“Repairing Your Boat in Exotic Locations”

At Anchor, Zihuatenejo

Zihuatenejo Anchorage

Ah, boating.

We hadn’t even cleared Isla Roqueta off the entrance to Acapulco yesterday when we heard a mysterious bang (not the kind of thing you really look forward to hearing on a boat while you’re underway).

A quick run through the salon and the sound of rushing water…under the sink!  The hose between the hot water tank and the kitchen sink blew, and fresh (thank god) water was spraying all over under the sink. That wouldn’t have been so bad, but it has to GO somewhere, so it went down, through the acoustic overhead in the engine room, and under the cabinets and into the carpet in the salon.

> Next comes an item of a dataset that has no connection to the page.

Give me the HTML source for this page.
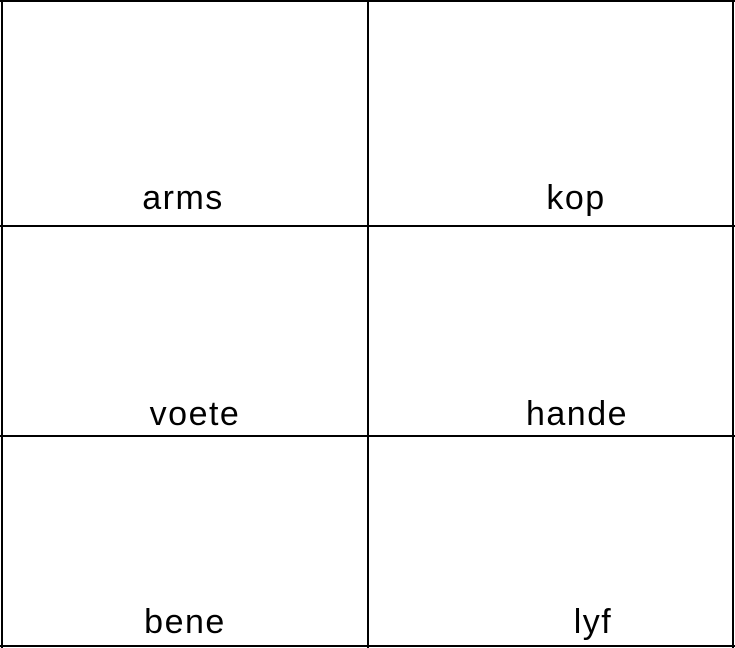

Repairing Your Boat in Exotic Locations

The ingenious Chief Ole, after shutting off the power to the water pump, figured out a way to block off the hot water portion of the flow…and the intrepid First Mate Jan ended up with cleanup duty, dancing on bath towels all over the carpet to mop up.

The good news is we’re going to re-do the galley and clean the carpets anyway. More good news is we’re heading for a drier desert climate, hence the possibility of mildew is about nil. The bad news is we won’t have hot water for the next 24 hours. Oh well. Sailors crossed oceans for years without it. At least we have ice…and refrigeration…and cold beer!

Once the water situation was handled and we were on a long run between waypoints, we noticed the anemometer wasn’t working. A quick peek up at the mast showed us it had come loose from its moorings and was dangling uselessly from the top of the mast.

That made it even more interesting when, at about 7:30 p.m. (just in time for dinner), the wind whipped up a nice cross-current chop of 4-6 feet that we charged into headlong. We bucked like a dime store rocking horse for four or five hours, then things seemed to calm down enough for each of us to get a couple hours of sleep.

In spite of the pitching we made better time than we anticipated, arriving in Zihuatanejo Bay before dawn, and setting anchor off town (in the dark, among dozens of sailboats) just off Playa Municipal. We sat on the back deck until it was light enough to see where we were, and decided the rolling was not going to make for a liveable situation. So we picked up and motored over to the beach off Playa la Ropa, dropped the anchor again, and went to bed.

We don’t know how long we’re going to stay here. It’s still a bit rolly and we’re about a mile from town. But the air is pleasant, the batteries are lasting us an incredible 12 hours, and the internet’s good!